Kylie returns to her great grandfather's ancestral home in Toishan village, Guangdong province. This is the south of China, the region of plenty, and roots for many of the Chinese of Australia, Canada and USA. As she helps to prepare a typical family meal, Kylie begins to wonder how much of her culinary traditions really spring from this small Cantonese village.
Kylie works her way to the Fujian province and the south coast of China. The region is the ancestral homeland of millions of overseas chinese of Southeast Asia. It is from here that the word "Tea" came about.
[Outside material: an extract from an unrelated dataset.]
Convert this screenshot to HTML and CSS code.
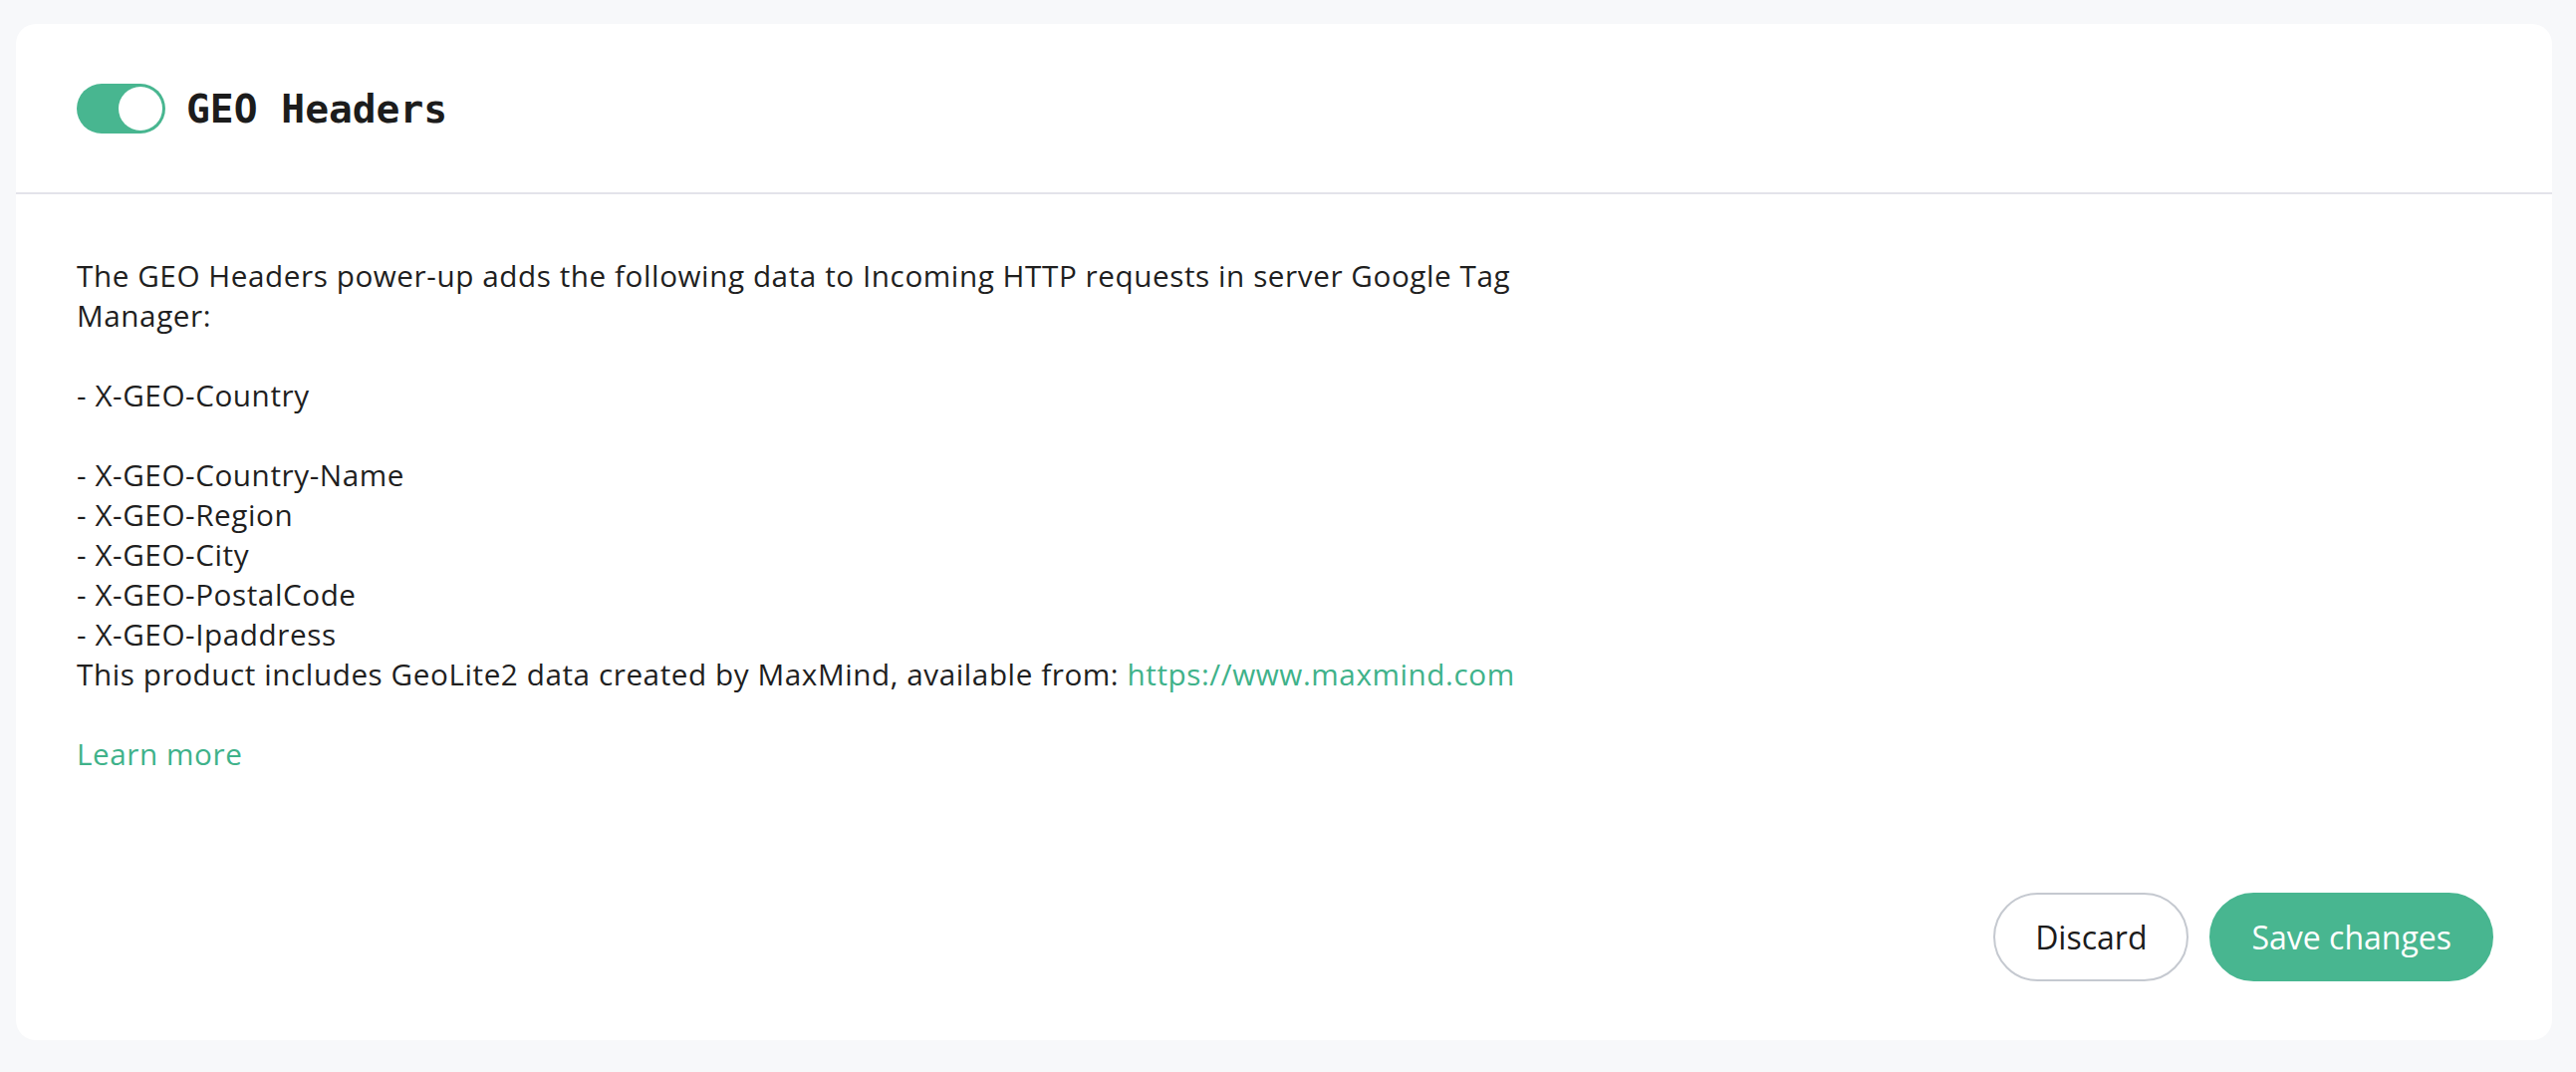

And a surprise for Kylie as she comes face to face with traditional versions of some of her signature dishes.
This Eastern city is the doorway to the Grand Canal and well-known for its scenic beauty. Amidst the lusciously green surrounds of a tea planation, Kylie is busy arm wrestling a 60 year old woman. Just to prove a point. The lyrical scenery accompanies her journey to a small town, home to a literary giant and the source of her favourite ingredient: Shaoxing wine.
This small, olde worlde city has given its name to its fried rice dish. Kylie, however, finds herself in a school of fine cutting and failing miserably in pastry making. Yangzhou lies at the crossroads of the Grand Canal and is an ancient city known for its ultra refined dining and resplendent banquets. So how did our culinary explorer end up in a muddy lake, pulling up roots?
Our culinary explorer completes her tour of China with a homage to the country's capital on the eve of the Olympic Games. The city is in the midst of landscape upheaval but despite that, Kylie manages to track down a traditional style Beijing duck place and uncovers the origins of spaghetti bolognese.